Le plus grand défi auquel nous sommes confrontés aujourd’hui est l'approvisionnement, c'est pourquoi j'ai décidé de me lancer dans la production.  Nous avons actuellement 100 ruches. Notre objectif est d'en avoir entre 1500 et 2000 d'ici la fin de l'année 2025.

À long terme, je souhaite obtenir une certification. Mon objectif le plus secret est que mon miel soit distribué dans les supermarchés en Europe et dans la région du Golfe, au même titre qu'on retrouve les miels d'Europe dans nos rayons ici, partout à Abidjan.

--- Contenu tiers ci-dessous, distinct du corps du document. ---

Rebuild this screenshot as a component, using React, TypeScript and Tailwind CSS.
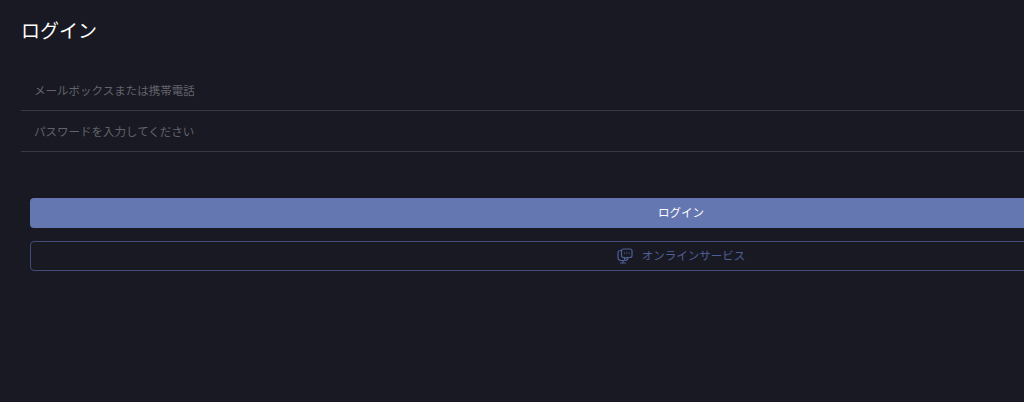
export default function App() {
  return (
    <div className="h-[402px] w-[1024px] overflow-hidden bg-[#181922] font-['Noto_Sans_CJK_JP',sans-serif]">
      <div className="w-[1362px] pl-[21px] pt-[18px]">
        {/* Title */}
        <h1 className="h-6 text-[19px] leading-6 text-white">ログイン</h1>

        {/* Fields */}
        <div className="mt-[28px]">
          <div className="flex h-[41px] items-center border-b border-[#383944] pl-[13px] pt-px text-[11.5px] text-[#62636b]">
            メールボックスまたは携帯電話
          </div>
          <div className="flex h-[41px] items-center border-b border-[#383944] pl-[13px] pt-px text-[11.5px] text-[#62636b]">
            パスワードを入力してください
          </div>
        </div>

        {/* Buttons */}
        <div className="ml-[9px] mt-[46px] flex w-[1302px] flex-col gap-[13px]">
          <button className="h-[30px] rounded bg-[#6477b0] text-[11.5px] text-white">ログイン</button>
          <button className="flex h-[30px] items-center justify-center gap-[9px] rounded border border-[#3f4d78] text-[11.5px] text-[#4f6098]">
            <svg width="16" height="16" viewBox="0 0 16 16" fill="none" stroke="currentColor" strokeWidth="1.2">
              <path d="M4.500 2.500H3C1.900 2.500 1 3.400 1 4.500v5c0 1.700 1.300 3 3 3h4c1.700 0 3-1.300 3-3" />
              <path d="M6 12.500v2.500M3 15h6" />
              <path d="M6.500 1H13c1.100 0 2 .9 2 2v4.500c0 1.100-.9 2-2 2H9.500L7.500 11V9.500h-1c-1.100 0-2-.9-2-2V3c0-1.100.9-2 2-2Z" />
              <path d="M7 5.200h.9M9.300 5.200h.9M11.600 5.200h.9" />
            </svg>
            オンラインサービス
          </button>
        </div>
      </div>
    </div>
  )
}
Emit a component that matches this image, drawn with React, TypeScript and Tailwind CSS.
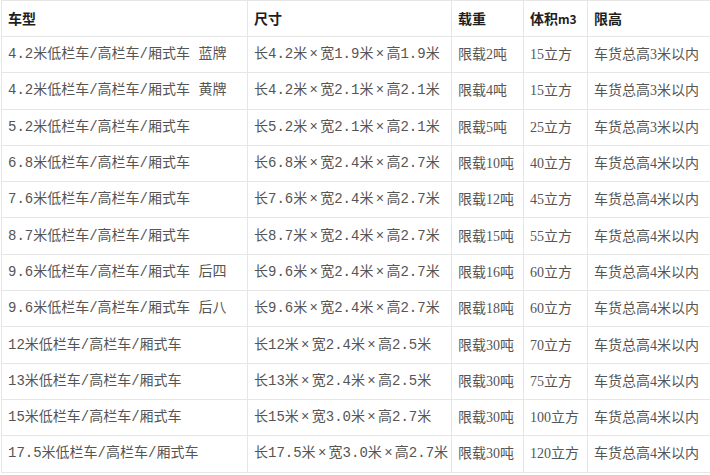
const rows: [string, string, string, string, string][] = [
  ["4.2米低栏车/高栏车/厢式车 蓝牌", "长4.2米×宽1.9米×高1.9米", "限载2吨", "15立方", "车货总高3米以内"],
  ["4.2米低栏车/高栏车/厢式车 黄牌", "长4.2米×宽2.1米×高2.1米", "限载4吨", "15立方", "车货总高3米以内"],
  ["5.2米低栏车/高栏车/厢式车", "长5.2米×宽2.1米×高2.1米", "限载5吨", "25立方", "车货总高3米以内"],
  ["6.8米低栏车/高栏车/厢式车", "长6.8米×宽2.4米×高2.7米", "限载10吨", "40立方", "车货总高4米以内"],
  ["7.6米低栏车/高栏车/厢式车", "长7.6米×宽2.4米×高2.7米", "限载12吨", "45立方", "车货总高4米以内"],
  ["8.7米低栏车/高栏车/厢式车", "长8.7米×宽2.4米×高2.7米", "限载15吨", "55立方", "车货总高4米以内"],
  ["9.6米低栏车/高栏车/厢式车 后四", "长9.6米×宽2.4米×高2.7米", "限载16吨", "60立方", "车货总高4米以内"],
  ["9.6米低栏车/高栏车/厢式车 后八", "长9.6米×宽2.4米×高2.7米", "限载18吨", "60立方", "车货总高4米以内"],
  ["12米低栏车/高栏车/厢式车", "长12米×宽2.4米×高2.5米", "限载30吨", "70立方", "车货总高4米以内"],
  ["13米低栏车/高栏车/厢式车", "长13米×宽2.4米×高2.5米", "限载30吨", "75立方", "车货总高4米以内"],
  ["15米低栏车/高栏车/厢式车", "长15米×宽3.0米×高2.7米", "限载30吨", "100立方", "车货总高4米以内"],
  ["17.5米低栏车/高栏车/厢式车", "长17.5米×宽3.0米×高2.7米", "限载30吨", "120立方", "车货总高4米以内"],
];

// × is full width in the original song font
function Size({ text }: { text: string }) {
  const parts = text.split("×");
  return (
    <>
      {parts.map((p, i) => (
        <span key={i}>
          {i > 0 && <span className="inline-block w-[13px] text-center">×</span>}
          {p}
        </span>
      ))}
    </>
  );
}

export default function App() {
  const mono = "font-['Liberation_Mono','Noto_Sans_CJK_SC',monospace]";
  const serif = "font-['Liberation_Serif','Noto_Sans_CJK_SC',serif]";
  const th = "h-[36px] border border-[#e6e6e6] px-[6px] text-left align-middle text-[14px] font-bold text-[#1e1e1e]";
  const td = "h-[36.3px] border border-[#e6e6e6] px-[6px] text-left align-middle text-[14px] text-[#555555] whitespace-nowrap";

  return (
    <div className="w-[710px] h-[475px] overflow-hidden bg-white">
      <table className="ml-[1px] w-[712px] table-fixed border-collapse font-['Noto_Sans_CJK_SC',sans-serif]">
        <colgroup>
          <col className="w-[246px]" />
          <col className="w-[204px]" />
          <col className="w-[72px]" />
          <col className="w-[64px]" />
          <col className="w-[126px]" />
        </colgroup>
        <thead>
          <tr>
            <th className={th}>车型</th>
            <th className={th}>尺寸</th>
            <th className={th}>载重</th>
            <th className={th}>
              体积<span className="text-[12px]">m3</span>
            </th>
            <th className={th}>限高</th>
          </tr>
        </thead>
        <tbody>
          {rows.map((r, i) => (
            <tr key={i}>
              <td className={`${td} ${mono}`}>{r[0]}</td>
              <td className={`${td} ${mono}`}>
                <Size text={r[1]} />
              </td>
              <td className={`${td} ${serif}`}>{r[2]}</td>
              <td className={`${td} ${serif}`}>{r[3]}</td>
              <td className={`${td} ${serif}`}>{r[4]}</td>
            </tr>
          ))}
        </tbody>
      </table>
    </div>
  );
}
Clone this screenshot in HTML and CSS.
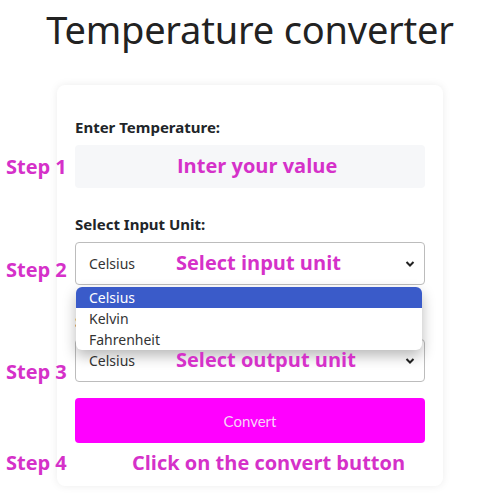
FILE: index.html
```html
<!DOCTYPE html>
<html lang="en">
<head>
<meta charset="UTF-8">
<meta name="viewport" content="width=device-width, initial-scale=1.0">
<title>Temperature converter</title>
<link rel="stylesheet" href="styles.css">
</head>
<body>
<div class="stage">
    <h1>Temperature converter</h1>
    <div class="card">
        <label class="field-label">Enter Temperature:</label>
        <div class="text-input"></div>

        <label class="field-label">Select Input Unit:</label>
        <div class="select">
            <span>Celsius</span>
            <svg class="chevron" width="10" height="8" viewBox="0 0 10 8"><path d="M1.5 2 L5 5.5 L8.5 2" fill="none" stroke="#222" stroke-width="2"/></svg>
        </div>

        <label class="field-label">Select Output Unit:</label>
        <div class="select">
            <span>Celsius</span>
            <svg class="chevron" width="10" height="8" viewBox="0 0 10 8"><path d="M1.5 2 L5 5.5 L8.5 2" fill="none" stroke="#222" stroke-width="2"/></svg>
        </div>

        <button class="convert">Convert</button>

        <!-- open list of the input unit select -->
        <ul class="options">
            <li class="active">Celsius</li>
            <li>Kelvin</li>
            <li>Fahrenheit</li>
        </ul>
    </div>

    <!-- annotations -->
    <div class="note step s1">Step 1</div>
    <div class="note hint h1n">Inter your value</div>
    <div class="note step s2">Step 2</div>
    <div class="note hint h2n">Select input unit</div>
    <div class="note step s3">Step 3</div>
    <div class="note hint h3n">Select output unit</div>
    <div class="note step s4">Step 4</div>
    <div class="note hint h4n">Click on the convert button</div>
</div>
</body>
</html>
```

FILE: styles.css
```css
body {
    margin: 0;
    background-color: #fff;
    font-family: "Noto Sans", "Open Sans", sans-serif;
    color: #212529;
}
.stage {
    position: relative;
    width: 500px;
    height: 500px;
}
h1 {
    margin: 0;
    padding-top: 4px;
    font-size: 38px;
    font-weight: 400;
    line-height: 50px;
    text-align: center;
    color: #222;
    letter-spacing: -0.2px;
}
.card {
    position: relative;
    width: 350px;
    margin: 31px auto 0;
    padding: 32px 18px 43px;
    background-color: #fff;
    border-radius: 8px;
    box-shadow: 0 0 8px rgba(0, 0, 0, 0.08);
    display: flex;
    flex-direction: column;
}
.field-label {
    font-size: 15px;
    font-weight: 700;
    line-height: 20px;
    margin-bottom: 8px;
}
.text-input {
    height: 43px;
    background-color: #f6f7f9;
    border-radius: 4px;
    margin-bottom: 26px;
}
.select {
    height: 41px;
    border: 1px solid #bcbcbc;
    border-radius: 4px;
    background-color: #fff;
    display: flex;
    align-items: center;
    justify-content: space-between;
    padding: 0 9px 0 13px;
    font-size: 14px;
    color: #333;
    margin-bottom: 26px;
}
.convert {
    height: 45px;
    margin-top: -10px;
    border: none;
    border-radius: 4px;
    background-color: #ff00ff;
    color: #f8d4f8;
    font-family: Lato, sans-serif;
    font-size: 15px;
}
.options {
    position: absolute;
    top: 202px;
    left: 19px;
    width: 346px;
    margin: 0;
    padding: 0;
    list-style: none;
    background-color: #fff;
    border-radius: 6px;
    overflow: hidden;
    box-shadow: 0 6px 14px rgba(0, 0, 0, 0.28);
    font-size: 14px;
    color: #333;
}
.options li {
    height: 21px;
    line-height: 21px;
    padding-left: 13px;
}
.options li.active {
    background-color: #3a5bc9;
    color: #fff;
}
.note {
    position: absolute;
    font-family: "Open Sans", sans-serif;
    font-weight: 700;
    font-size: 20px;
    line-height: 24px;
    color: #d531c9;
    white-space: nowrap;
}
.step {
    left: 6px;
}
.s1 { top: 155px; }
.s2 { top: 258px; }
.s3 { top: 360px; }
.s4 { top: 451px; }
.h1n { top: 154px; left: 177px; }
.h2n { top: 251px; left: 176px; }
.h3n { top: 348px; left: 176px; }
.h4n { top: 451px; left: 132px; }
```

Cissé Mabré et un autre apiculteur portent des vêtements de protection et vérifient un rayon d'abeilles qu'ils ont retiré d'une ruche en bois.

J'ai commencé à produire mon propre miel pour augmenter les stocks. J'ai découvert l'apiculture grâce à ma mère et j’ai toujours été curieuse de savoir comment cela fonctionnait.

© Doumbia Youssouf

Quand j'étais enfant, je rêvais d'être pilote. L’aventure et les voyages me passionnaient. L'entrepreneuriat est aussi un voyage, une aventure. J'ai appris à connaître des gens, à résoudre des problèmes et maintenant j'arrive à vivre décemment. Pour moi, c'est une très bonne chose.

Lorsque nous avons commencé notre activité, le miel était acheté aux agriculteurs à 500 CFA (83 US cents) le litre. Aujourd'hui, grâce à la valeur ajoutée et à la publicité que nous avons faite sur le miel, les gens achètent un litre de miel à 1 500 CFA (2,49 US$).  Auparavant, les agriculteurs avaient du mal à vendre leur production.  Aujourd'hui, ils ont triplé le prix de vente de leur matière première.

Je suis très fière de savoir que j'y ai contribué. Il y a une citation de Ralph Emerson que j'ai toujours aimée, depuis que je suis étudiante, qui dit: «N'allez pas où le chemin vous mène, allez au contraire là où il n'y a pas de chemin et laissez une piste». C'est justement ce que je suis en train de faire et ça me rend vraiment fière.

Cissé Mabré porte un foulard jaune et se tient à côté d'une ruche.

Je suis fière de ce que l'entreprise a accompli et j'ai hâte d'augmenter la production avec nos ruches.